Sunday, September 10, 2017

The Met and Me

   Reading about the change of leadership at New York’s Metropolitan Museum reminded me of my own brief encounter with the head of that institution. I had resigned from my Northwestern deanship—that’s another story—and had some thoughts of moving into the world of art museums. And then there was an ad in the Chronicle of Higher Education for persons interested to be vice president (the title as I recall it) for education of the Met. To say that the ad in that paper, not being for a job in an institution of higher education, was unusual is an understatement.
   But it offered a position in the world of art that very much fit with my post NU-dean ambitions. I thought that I was a relevant candidate, given that I had spent years building up two art departments, a standard “theoretical” one and an art practice group doing their thing.

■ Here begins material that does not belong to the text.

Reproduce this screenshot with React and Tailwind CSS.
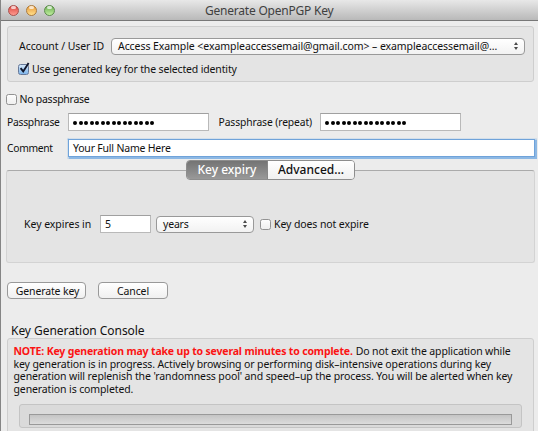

  So I was asked to come to be interviewed by the Met’s big boss, Philippe de Montebello. A free trip to New York: I had nothing to lose. Our conversation took place late in the afternoon, just de Montebello plus a mostly silent lawyer side-kick and I. It became clear very soon that I was in the wrong place.

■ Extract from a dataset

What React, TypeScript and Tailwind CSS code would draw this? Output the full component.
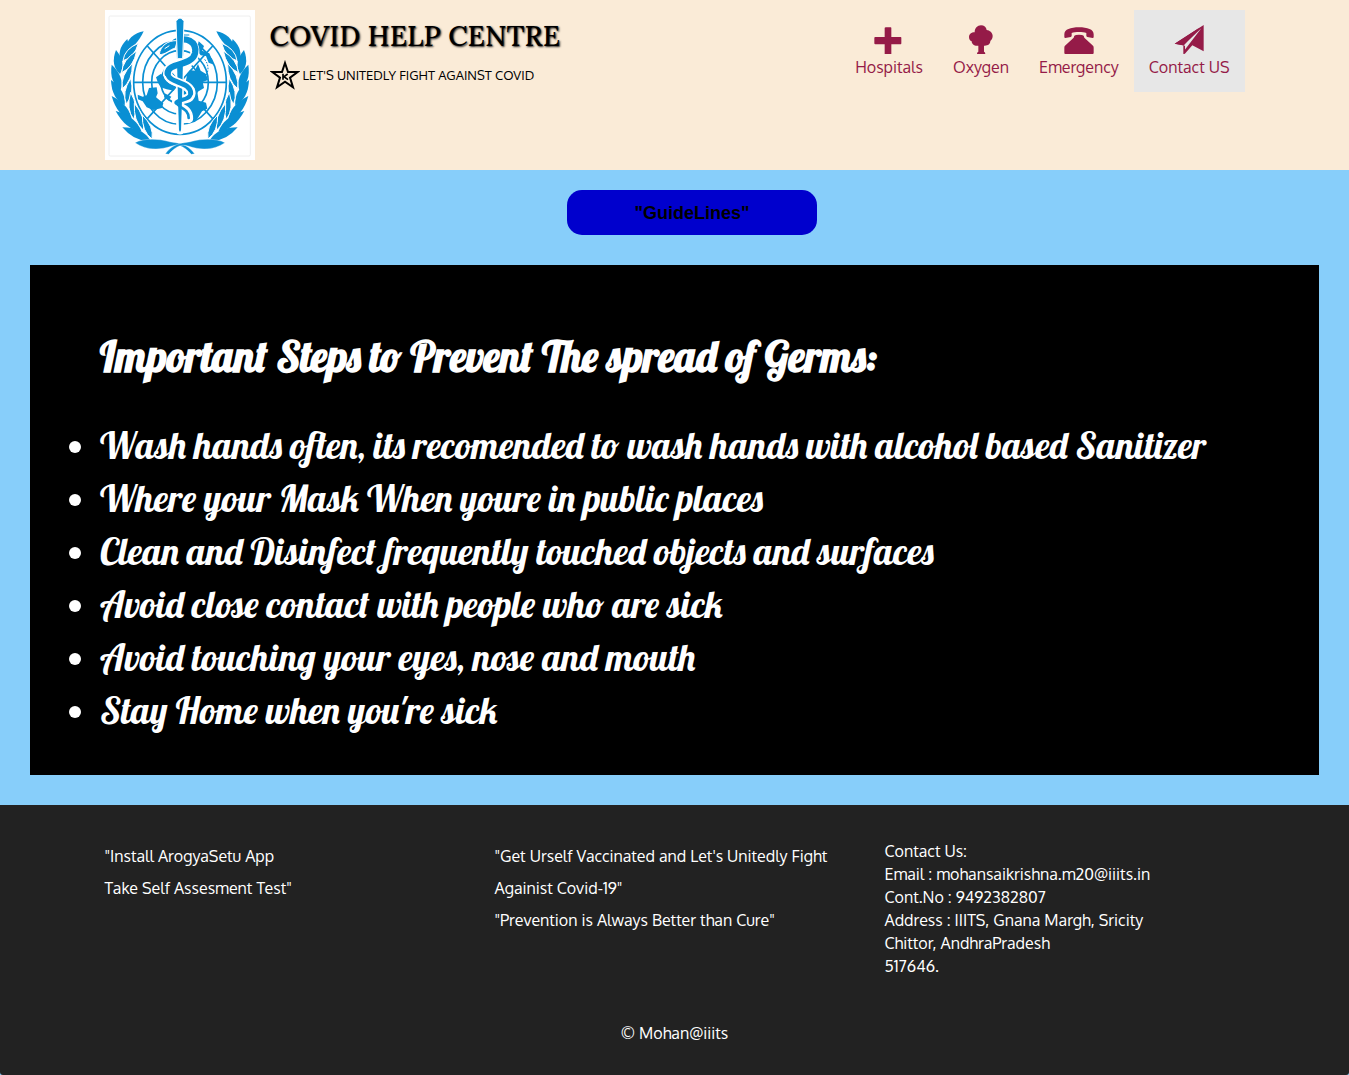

   The questions were about my ideas about educating elementary students visiting the museum, while my thoughts were about involving young adults. We did not hit it off: their one-time desire to recruit from a higher education population did not mean that they were interested in the expertise of that class. I got nowhere with my talk about internships and aids to publication. What were my ideas about sixth graders visiting the Met, for which I had a bumbling few responses.
   The interview ended in a friendly way and de Montebello soon afterwards appointed the education vice president at the Art Institute, ending the experiment to go outside their normal category of candidates.
   I have no idea about what the Met has done in the intervening years about its education mission. A lot of water has passed under the bridge since 1987 when our conversation took place.